In the late 1970s a small portion of the lower jaw from a pterosaur was recovered from the Lower Cretaceous Toolebuc Formation of Queensland, Australia. Although initially described by Ralph Molnar and Tony Thulborn in 1980, it wasn’t given the name Aussiedraco molnari until 2011 by Alexander Kellner, Taissa Rodrigues, and Fabiana Costa. The name means “Ralph Molnar’s Australian dragon.”

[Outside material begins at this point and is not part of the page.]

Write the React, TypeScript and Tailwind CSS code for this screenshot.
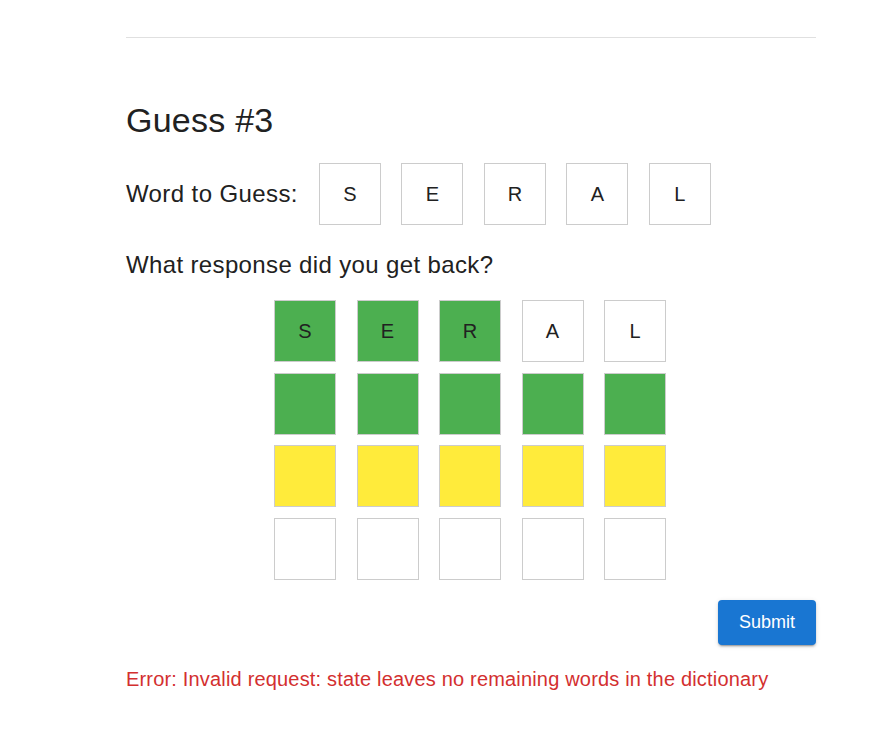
import React from "react";

const word = ["S", "E", "R", "A", "L"];

function Tile({ letter, bg }: { letter?: string; bg: string }) {
  return (
    <div
      className={`w-[62px] h-[62px] border border-[#cccccc] flex items-center justify-center text-[20px] text-[#212121] ${bg}`}
    >
      {letter}
    </div>
  );
}

export default function App() {
  return (
    <div className="w-[886px] h-[730px] bg-white font-['Liberation_Sans',Arial,sans-serif] text-[#212121]">
      <div className="ml-[126px] w-[690px] flex flex-col">
        <div className="mt-[37px] h-px bg-[#e0e0e0]" />
        <h1 className="mt-[61px] text-[34px] leading-[42px] tracking-[0.25px]">Guess #3</h1>
        <div className="mt-[22px] flex items-center h-[62px]">
          <span className="text-[24px] leading-[32px] tracking-[0.4px]">Word to Guess:</span>
          <div className="ml-[21px] flex gap-x-[20.5px]">
            {word.map((l, i) => (
              <Tile key={i} letter={l} bg="bg-white" />
            ))}
          </div>
        </div>
        <p className="mt-[24px] text-[24px] leading-[32px] tracking-[0.36px]">What response did you get back?</p>
        <div className="mt-[19px] ml-[-2px] self-center grid grid-cols-5 gap-x-[20.5px] gap-y-[10.67px]">
          {word.map((l, i) => (
            <Tile key={"a" + i} letter={l} bg={i < 3 ? "bg-[#4caf50]" : "bg-white"} />
          ))}
          {word.map((_, i) => (
            <Tile key={"b" + i} bg="bg-[#4caf50]" />
          ))}
          {word.map((_, i) => (
            <Tile key={"c" + i} bg="bg-[#ffeb3b]" />
          ))}
          {word.map((_, i) => (
            <Tile key={"d" + i} bg="bg-white" />
          ))}
        </div>
        <div className="mt-[20px] flex justify-end">
          <button className="w-[98px] h-[45px] rounded-[4px] bg-[#1976d2] text-white text-[18px] shadow-[0px_3px_1px_-2px_rgba(0,0,0,0.2),0px_2px_2px_0px_rgba(0,0,0,0.14),0px_1px_5px_0px_rgba(0,0,0,0.12)]">
            Submit
          </button>
        </div>
        <p className="mt-[20px] text-[20px] leading-[28px] tracking-[0.18px] text-[#d32f2f]">
          Error: Invalid request: state leaves no remaining words in the dictionary
        </p>
      </div>
    </div>
  );
}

Aussiedraco is known from a single partial specimen, just the end of the lower jaw. The specimen is just under 9 cm (3.5 inches) long, tapering toward the tip with a blunt end. The fragment preserves 5 pairs of tooth sockets, although all but one tooth have been lost. When seen from above, the fragment has a scalloped appearance, with the tooth sockets bulging outward. Kellner and colleagues hypothesized that it allowed the teeth in the upper jaw to interlock with those in the lower. The first 4 tooth sockets appear to show that those teeth were directed slightly outward as well as upward.
Nothing else is known of Aussiedraco’s anatomy, but comparison to related taxa suggests its skull would have been 50-60 cm (20-24 inches) long when complete, with a wingspan of 3-3.5 m (10-11.5 feet).
Aussiedraco shows many similarities to ornithocheirids like Ornithocheirus and Anhanguera, but lacks the lateral expansion seen at the tips of the jaws of many ornithocheirids. Ornithocheirids were aerial fishers soaring over the surface of the sea. The Toolebuc Formation was deposited under a shallow temperate sea about 105 million years ago.